A dozen years ago, a painting teacher had some advice for C.J. Shane.
”Go to Tucson,” he said, “because the light is so good.”
And so Shane did, 11 years ago. “He was right about the light,” she says. “The Sonoran Desert is such a beautiful place.”
The transplanted artist has lived and studied in many locales—including Kentucky, Texas, North Carolina and Maine. She used to draw the world as it is, but influenced by her adopted home, she’s moved into painterly abstraction.
”My paintings are recognizable as landscape, but pretty abstract,” she says. “I try to convey a view and a sense of place.” Mostly, she says, they convey the “feeling of what it’s like to live in the Sonoran Desert.”
”Rain Begins Here” pictures a big sky in pale blues, with soft-edged not-quite clouds in white and pink, and a narrow band of rust-colored earth below. “Before Dawn” is pure sky. The painting is nothing but alternating swathes of yellow and pink.
Not only are her oils on canvas richly colored; their paints are thick and highly textured.
Shane also makes one-of-a-kind artist’s books that combine her own writing (she’s a former journalist) with her artwork. One of her books was exhibited at the UA Poetry Center earlier this year and subsequently won a purchase award; it’s now in the center’s collection. Locally, she’s also shown her work at Tohono Chul Park, Conrad Wilde Gallery, Raices Taller and Central Arts.
This Saturday and Sunday, during the Tucson Pima Arts Council’s Open Studio Tour, art-lovers can see her art at her own home in central Tucson, at 4550 E. Lester St. (www.cjshane.com).
Shane just bought the place, and she’s finding it’s just about perfect for a plein air arts exhibition.
”I have a big front porch, and I’m going to put a tent in the yard,” she says. Some work will be out on the porch; the biggest paintings will be in the tent. She’ll share the space with friend Jane Kroesen, a ceramicist, who will display pottery.
Shane and Kroesen will be just two of some 222 artists showing work out of houses and studios all over Tucson during the free, self-guided tour. The media in which these artists work is as varied as the lights and moods of that legendary Tucson sky. Besides books, pots and paintings, they make sculptures, photographs, fiber work, metal, glass, jewelry and various combinations thereof. Some promise demos.
Way out east near Pantano and Golf Links roads, Jason E. Butler, who describes his medium as “sculpture with graffiti,” will heat and shape steel. He’ll have the forge going from 11 a.m. to 4 p.m., Saturday only, at 7941 E. Nicaragua Drive (396-0645).
Way up in the northwest, Kaitlin Mara Meadows demonstrates papermaking at 11 a.m. and 2 p.m. on Saturday, and bookmaking at 2 p.m., Sunday.

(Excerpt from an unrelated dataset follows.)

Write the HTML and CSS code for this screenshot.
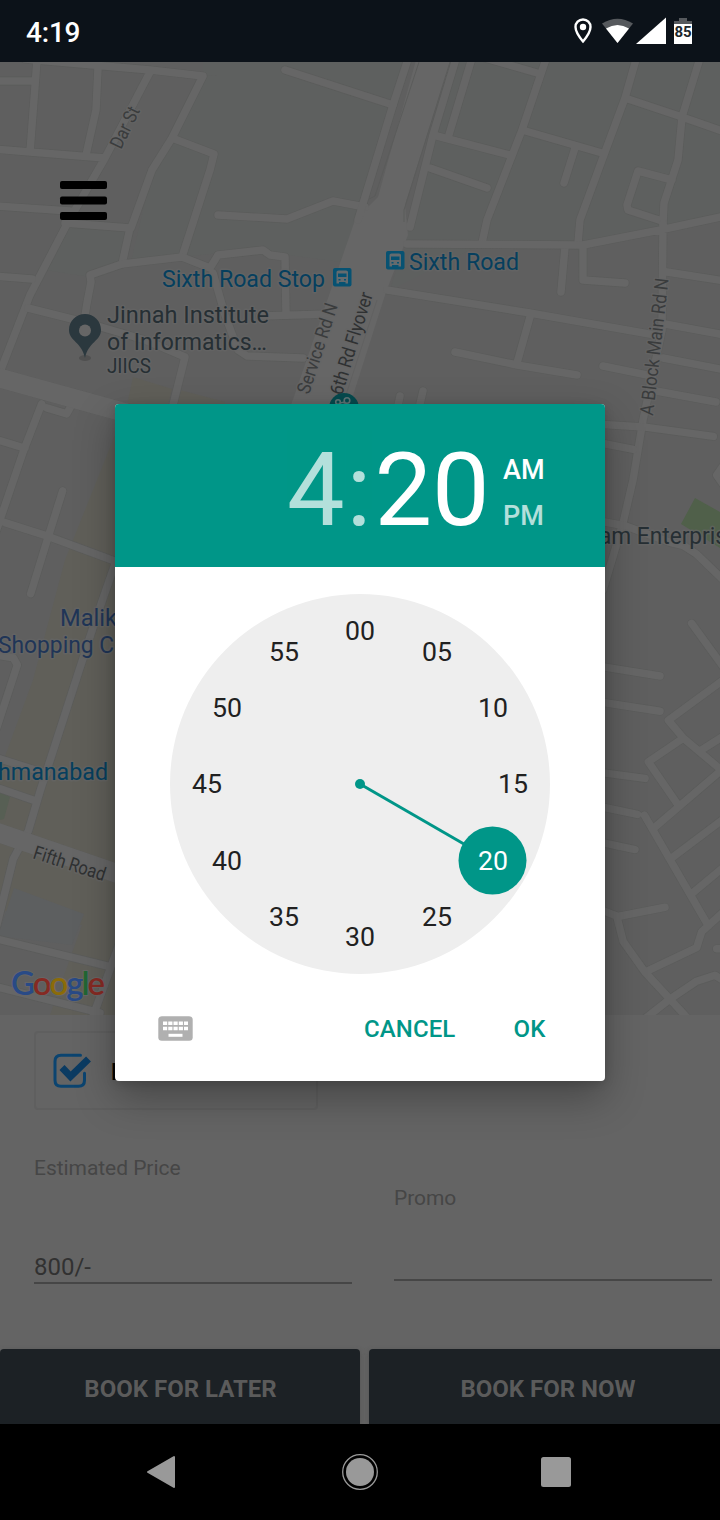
FILE: index.html
```html
<!DOCTYPE html>
<html lang="en">
<head>
<meta charset="utf-8">
<title>Book a ride</title>
<link rel="stylesheet" href="styles.css">
</head>
<body>
<div class="screen">
  <header class="status">
    <span class="status-time">4:19</span>
    <svg class="status-icons" width="124" height="30" viewBox="570 16 124 30">
      <path d="M583 19.500c-4.300 0-7.500 3.300-7.500 7.500 0 5.500 7.500 14.500 7.500 14.500s7.500-9 7.500-14.500c0-4.200-3.200-7.500-7.500-7.500z" fill="none" stroke="#fff" stroke-width="2.400"/>
      <circle cx="583" cy="27" r="3.200" fill="#fff"/>
      <path d="M602 23.500Q617.500 14 633 23.500L617.500 43z" fill="#56595d"/>
      <path d="M606 28.500Q617.500 21.500 629 28.500L617.500 43z" fill="#fff"/>
      <path d="M636 44L666 17.500V44z" fill="#fff"/>
      <path d="M679 18h8v3h5v4h-18v-4h5z" fill="#56595d"/>
      <path d="M674 24h18v20h-18z" fill="#fff"/>
      <text x="683" y="37" class="battery" text-anchor="middle" textLength="17">85</text>
    </svg>
  </header>

  <main class="map">
    <svg width="720" height="953" viewBox="0 62 720 953">
      <defs>
        <g id="roads" fill="none" stroke-linecap="round" stroke-linejoin="round">
          <path d="M25 59L150 70L203 76L172 138L152 170L131 228M37 60L30 152M-5 81H34M98 68L96 110L86 155M-5 149L30 152L105 158M150 72L105 158L68 222L30 295L-5 385M-5 206L70 211M65 223L130 228L122 264M172 138L214 154L210 170L182 257M218 215L287 219L333 201L365 207M285 70L393 105"/>
          <path d="M84 322L87 303L91 282L90 275L122 264L182 257L210 268L218 255L263 250L270 255L285 257L286 314M213 273L225 315L238 350L247 356L303 358M260 316L330 314M-5 276L32 279M28 308L84 322L145 340L185 357L173 405"/>
          <path d="M407 62L393 105L358 220M455 62L433 135L410 227M472 58L448 138M433 135L510 155M485 58L537 73M547 56L522 130L487 220L482 243M430 168L487 188M522 130L602 153M575 148L564 183M637 56L625 98L605 152L580 220L578 243M625 98L682 117L725 132M700 58L682 117L678 160L664 203L663 224M672 180L638 171L627 205L628 210L662 221"/>
          <path d="M407 244L583 245L660 230L725 216M583 245V280L625 283M565 247L561 292M663 224L662 330L643 420L633 480L623 523L603 590M387 290L530 313L655 335M530 317L517 363M455 352L517 365L577 375M603 366L647 375M667 272L725 281M665 324L725 335M663 358L725 370M656 391L716 402M423 391L415 425M400 396L395 420"/>
          <g transform="translate(0 400) scale(.3333 .3954)">
            <path d="M125 10L70 130L-15 340M-10 100L75 122M140 20L200 35L220 5M188 230L145 345L92 490M15 310L145 345L360 412M345 415L285 560L120 990L85 1090L40 1160L-10 1330M-10 645L40 652L52 670L-10 830M-10 905L140 945M-10 980L110 1015M-10 1363L330 1433M-10 1484L300 1550M360 1370L270 1580"/>
            <path class="wide" d="M-20 1090L360 1200"/>
          </g>
          <g transform="translate(600 400) scale(.3333 .3954)">
            <path d="M10 62L130 68L340 92M10 110L100 125M10 308L75 318L210 360L250 368L290 390L370 455M275 565L370 675M375 705L205 810L250 855L370 940M250 855L145 915L235 1025M370 850L305 885M370 932L165 1080M133 1050L325 1330M370 1060L220 1155M370 1182L280 1245M370 1295L305 1345L290 1385L135 1447M10 1292L50 1305L70 1370L135 1447L270 1570M10 675L180 698M10 765L180 787M10 943L135 957M10 1030L112 1048M10 1120L105 1137M50 1307L195 1283M130 1568L210 1515L290 1470L345 1455L370 1468M350 1388H370M375 160L350 190L375 220"/>
          </g>
          <path class="wide" d="M-15 374L130 414"/>
        </g>
      </defs>
      <path fill="#5f5f5f" d="M0 62h720v953H0z"/>
      <path fill="#5e605f" d="M203 76L150 180L131 262L250 250L340 262L358 220L410 62ZM203 76L410 62ZM203 76V62H410ZM455 62L410 227L385 290L407 245H583L720 217V62ZM68 225L130 228L122 264L90 277L45 270ZM403 247L480 245L390 290Z"/>
      <path fill="#605f59" d="M115 435L65 560L33 680L0 770V910L82 925L50 1015H115ZM133 377L172 389L168 405H127ZM180 390L225 402V405H176Z"/>
      <path fill="#5d5f60" d="M14 888L84 914L72 945L-2 936Z"/>
      <path fill="#575f54" d="M0 790L10 797L4 819L0 820Z"/>
      <path fill="#50604a" d="M695 498L720 512V548L681 524Z"/>
      <use href="#roads" class="road-edge"/>
      <path class="flyover" d="M416 60H451L405 205L408 235L386 292L350 405H291L355 220L378 197Z"/>
      <use href="#roads" class="road-fill"/>
      <path d="M419 62L375 196L369 199M450 62L404 210V222" fill="none" stroke="#5b5c5b"/>
      <path d="M377 300L343 404" stroke="#616161"/>

      <g class="labels">
        <text class="street" transform="translate(121 150) rotate(-64)" textLength="44" lengthAdjust="spacingAndGlyphs">Dar St</text>
        <text class="street" transform="translate(309 395) rotate(-72)" textLength="94" lengthAdjust="spacingAndGlyphs">Service Rd N</text>
        <text class="street dark" transform="translate(342 396) rotate(-73)" textLength="106" lengthAdjust="spacingAndGlyphs">6th Rd Flyover</text>
        <text class="street" transform="translate(653 416) rotate(-83.500)" textLength="138" lengthAdjust="spacingAndGlyphs">A Block Main Rd N</text>
        <text class="street dark" transform="translate(32 858) rotate(18)" textLength="75" lengthAdjust="spacingAndGlyphs">Fifth Road</text>
        <text class="transit" x="162" y="286.500" textLength="163" lengthAdjust="spacingAndGlyphs">Sixth Road Stop</text>
        <text class="transit" x="409" y="269.500" textLength="110" lengthAdjust="spacingAndGlyphs">Sixth Road</text>
        <text class="transit" x="-2" y="779.500" textLength="110" lengthAdjust="spacingAndGlyphs">hmanabad</text>
        <text class="shop" x="60" y="626" textLength="57" lengthAdjust="spacingAndGlyphs">Malik</text>
        <text class="shop" x="-2" y="653" textLength="116" lengthAdjust="spacingAndGlyphs">Shopping C</text>
        <text class="place" x="107" y="323" textLength="162" lengthAdjust="spacingAndGlyphs">Jinnah Institute</text>
        <text class="place" x="107" y="350" textLength="160" lengthAdjust="spacingAndGlyphs">of Informatics…</text>
        <text class="place small" x="107" y="373" textLength="44" lengthAdjust="spacingAndGlyphs">JIICS</text>
        <text class="place" x="599" y="543.500" textLength="128" lengthAdjust="spacingAndGlyphs">am Enterpris</text>
      </g>

      <g id="bus">
        <rect x="333" y="268" width="18.500" height="18.500" rx="2" fill="#075272"/>
        <path d="M336.500 283.500V272q0-1.500 2-1.500h7.500q2 0 2 1.500v11.500h-2.500v-1.500h-6.500v1.500z" fill="#656b6e"/>
        <path d="M338 273.500h8.500v3.500H338zM338.500 279h2v1.500h-2zM344 279h2v1.500h-2z" fill="#075272"/>
      </g>
      <use href="#bus" x="53" y="-17"/>

      <ellipse cx="85" cy="358" rx="6" ry="3" fill="#505050"/>
      <path d="M85 314c-9 0-16 7-16 16 0 11 13 12 16 28 3-16 16-17 16-28C101 321 94 314 85 314z" fill="#2b383e"/>
      <circle cx="85" cy="330.500" r="6" fill="#666"/>
      <circle cx="344" cy="408" r="15" fill="#064a4e"/>
      <circle cx="338" cy="402" r="2.300" class="loop"/>
      <circle cx="347" cy="400.500" r="2.800" class="loop"/>
      <path d="M340 403l5-1M342 406q3-4 6 0" class="loop"/>

      <g fill="#000">
        <rect x="60" y="181" width="47" height="8" rx="2"/>
        <rect x="60" y="196.500" width="47" height="8" rx="2"/>
        <rect x="60" y="212" width="47" height="8" rx="2"/>
      </g>

      <text class="google" x="11" y="995" textLength="94"><tspan fill="#294a86">G</tspan><tspan fill="#852a23">o</tspan><tspan fill="#8b6b09">o</tspan><tspan fill="#294a86">g</tspan><tspan fill="#216733">l</tspan><tspan fill="#852a23">e</tspan></text>
    </svg>
  </main>

  <section class="booking">
    <div class="option">
      <svg width="40" height="36" viewBox="0 0 40 36">
        <path d="M27.500 2.300H8Q2 2.300 2 8.300v19q0 6 6 6h17.500q6 0 6-6v-7" fill="none" stroke="#0b4470" stroke-width="3" stroke-linecap="round"/>
        <path d="M9 14.500L17.500 23.500 35.500 6" fill="none" stroke="#0b3b62" stroke-width="7"/>
      </svg>
      <span class="option-name">L</span>
    </div>
    <div class="fields">
      <div class="field price">
        <span class="field-label">Estimated Price</span>
        <span class="field-value">800/-</span>
      </div>
      <div class="field promo">
        <span class="field-label">Promo</span>
      </div>
    </div>
    <div class="actions">
      <div class="action">BOOK FOR LATER</div>
      <div class="action now">BOOK FOR NOW</div>
    </div>
  </section>

  <nav class="navbar">
    <svg width="720" height="96" viewBox="0 0 720 96" fill="#999">
      <path d="M148 48L174 33V63z" stroke="#999" stroke-width="2" stroke-linejoin="round"/>
      <circle cx="360" cy="48" r="14"/>
      <circle cx="360" cy="48" r="17.300" fill="none" stroke="#999" stroke-width="1.300"/>
      <rect x="541" y="33" width="30" height="30" rx="2.500"/>
    </svg>
  </nav>

  <div class="dialog">
    <div class="dialog-head">
      <div class="time"><span class="faded">4</span><span class="faded colon">:</span><span>20</span></div>
      <div class="ampm"><span>AM</span><span class="faded">PM</span></div>
    </div>
    <div class="dial">
      <svg width="380" height="380" viewBox="-190 -190 380 380">
        <circle r="190" fill="#eee"/>
        <path d="M0 0L132.500 76.500" stroke="#009688" stroke-width="3"/>
        <circle r="5" fill="#009688"/>
        <circle cx="132.500" cy="76.500" r="34" fill="#009688"/>
        <g class="numbers">
          <text x="0" y="-144">00</text>
          <text x="77" y="-123">05</text>
          <text x="133" y="-67">10</text>
          <text x="153" y="9">15</text>
          <text x="133" y="86" fill="#fff">20</text>
          <text x="77" y="142">25</text>
          <text x="0" y="162">30</text>
          <text x="-76" y="142">35</text>
          <text x="-133" y="86">40</text>
          <text x="-153" y="9">45</text>
          <text x="-133" y="-67">50</text>
          <text x="-76" y="-123">55</text>
        </g>
      </svg>
    </div>
    <div class="dialog-foot">
      <svg width="35" height="25" viewBox="0 0 35 25">
        <rect x=".3" y=".3" width="34.400" height="24.400" rx="3.500" fill="#b0b0b0"/>
        <path d="M5 7.300H30M5 12.500H30" stroke="#fff" stroke-width="3.600" stroke-dasharray="4.200 1.050"/>
        <path d="M10.500 19.300H24.500" stroke="#fff" stroke-width="3"/>
      </svg>
      <span class="cancel">CANCEL</span>
      <span class="ok">OK</span>
    </div>
  </div>
</div>
</body>
</html>
```
FILE: styles.css
```css
body { margin: 0; font-family: Roboto, sans-serif; }
svg { display: block; }
.screen { position: relative; display: flex; flex-direction: column; width: 720px; height: 1520px; overflow: hidden; background: #646464; }

.status { display: flex; justify-content: space-between; align-items: center; height: 62px; padding: 0 26px; box-sizing: border-box; background: #0c1219; color: #fff; }
.status-time { font-size: 28px; font-weight: 500; line-height: 62px; padding-top: 3px; letter-spacing: -.2px; }
.status-icons { width: 124px; }
.battery { font-size: 15px; font-weight: 700; fill: #20262b; }

.map { height: 953px; overflow: hidden; }
.map path { vector-effect: non-scaling-stroke; }
.road-edge { stroke: #5b5c5b; stroke-width: 8.8px; }
.road-edge .wide { stroke-width: 20px; }
.road-fill { stroke: #666; stroke-width: 7.5px; }
.wide { stroke-width: 19px; }
.flyover { fill: #666; }
.loop { fill: none; stroke: #5f7475; stroke-width: 1.6px; }
.labels text { paint-order: stroke; stroke: #656565; stroke-opacity: .7; stroke-width: 3px; stroke-linejoin: round; font-size: 24px; }
.labels .street { font-size: 19px; fill: #3a3c3d; }
.labels .street.dark { fill: #2f3132; }
.labels .transit { fill: #063f5e; }
.labels .shop { fill: #203557; }
.labels .place { fill: #262f34; }
.labels .small { font-size: 19.5px; }
.google { font-family: Lato, sans-serif; font-size: 33px; font-weight: 600; paint-order: stroke; stroke: #666; stroke-width: 2px; }

.booking { display: flex; flex-direction: column; height: 409px; background: #646464; }
.option { display: flex; align-items: center; gap: 18px; width: 284px; height: 79px; margin: 16px 0 0 34px; padding-left: 17px; box-sizing: border-box; border: 2px solid #5f5f5f; border-radius: 4px; }
.option-name { font-size: 24px; font-weight: 700; color: #050505; padding-top: 3px; }
.fields { display: flex; gap: 42px; padding-left: 34px; height: 239px; }
.field { display: flex; flex-direction: column; justify-content: space-between; width: 318px; flex: none; box-sizing: border-box; }
.price { height: 174px; padding-top: 46px; border-bottom: 2px solid #464646; }
.promo { height: 171px; padding-top: 76px; border-bottom: 2px solid #464646; }
.field-label { font-size: 21px; line-height: 25px; letter-spacing: -.05px; color: #464646; }
.field-value { font-size: 24px; line-height: 28px; padding-bottom: 1px; color: #313131; }
.actions { display: flex; gap: 9px; height: 75px; }
.action { flex: 0 0 360px; display: flex; align-items: center; justify-content: center; box-sizing: border-box; padding: 4px 0 0 1px; border-radius: 4px 4px 0 0; background: #1c2125; box-shadow: 0 2px 5px #4448; font-size: 24px; font-weight: 700; color: #5b5b5b; }
.action.now { padding-left: 0; padding-right: 2px; }
.navbar { height: 96px; background: #000; }

.dialog { position: absolute; left: 115px; top: 404px; width: 490px; height: 677px; border-radius: 4px; overflow: hidden; background: #fff; box-shadow: 0 16px 40px rgba(0,0,0,.3), 0 2px 10px rgba(0,0,0,.15); }
.dialog-head { display: flex; height: 163px; padding-left: 172px; box-sizing: border-box; background: #009688; color: #fff; }
.time { display: flex; width: 204px; padding-top: 26px; font-size: 102.5px; line-height: 120px; }
.colon { padding: 0 3px 0 2px; }
.faded { opacity: .7; }
.ampm { display: flex; flex-direction: column; padding: 43px 0 0 12px; font-size: 27px; font-weight: 500; line-height: 46px; }
.dial { display: flex; justify-content: center; padding-top: 27px; }
.numbers { font-size: 26.7px; text-anchor: middle; fill: #212121; }
.dialog-foot { display: flex; align-items: center; height: 54px; padding: 27px 0 0 43px; color: #009688; font-size: 24px; font-weight: 500; }
.dialog-foot span { padding-top: 2px; }
.cancel { margin: 0 58px 0 171px; letter-spacing: .1px; }
.ok { letter-spacing: .3px; }
```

Meadows’ studio is at 13141 W. Camino de Conejo, west of Picture Rocks (622-6161).
In the Arts Warehouse District in Central Tucson, the artist members of Raices Taller will lead a hands-on workshop for all ages. Participants can create a finished work of art in paint or collage, and take it home. The free workshop is 1 to 4 p.m., Saturday only, at the gallery at 218 E. Sixth St. (881-5335). For additional demonstrations, check TPAC’s website.
Group studios offer the highest ratio of art per miles driven (or bicycled), and downtown and near-downtown have the highest density of group studios. The Ninth Street Studios at 650 E. Ninth St. (240-7461; 622-6104), near Tucson High Magnet School, house numerous artists, including painters Betina Fink, Maria D. Arvayo, Elizabeth Criger and Mary Theresa Dietz. Painter Cynthia Miller and poet and Chax Press publisher Charles Alexander, formerly in the Ninth Street Studios, are now at 411 N. Seventh Ave., Suite 103, near Seventh Street (620-1626).
Other downtown multi-artist studios are the Labor Temple, 267 S. Stone Ave., and the Splinter Brothers and Sisters Warehouse, 901 N. 13th Ave.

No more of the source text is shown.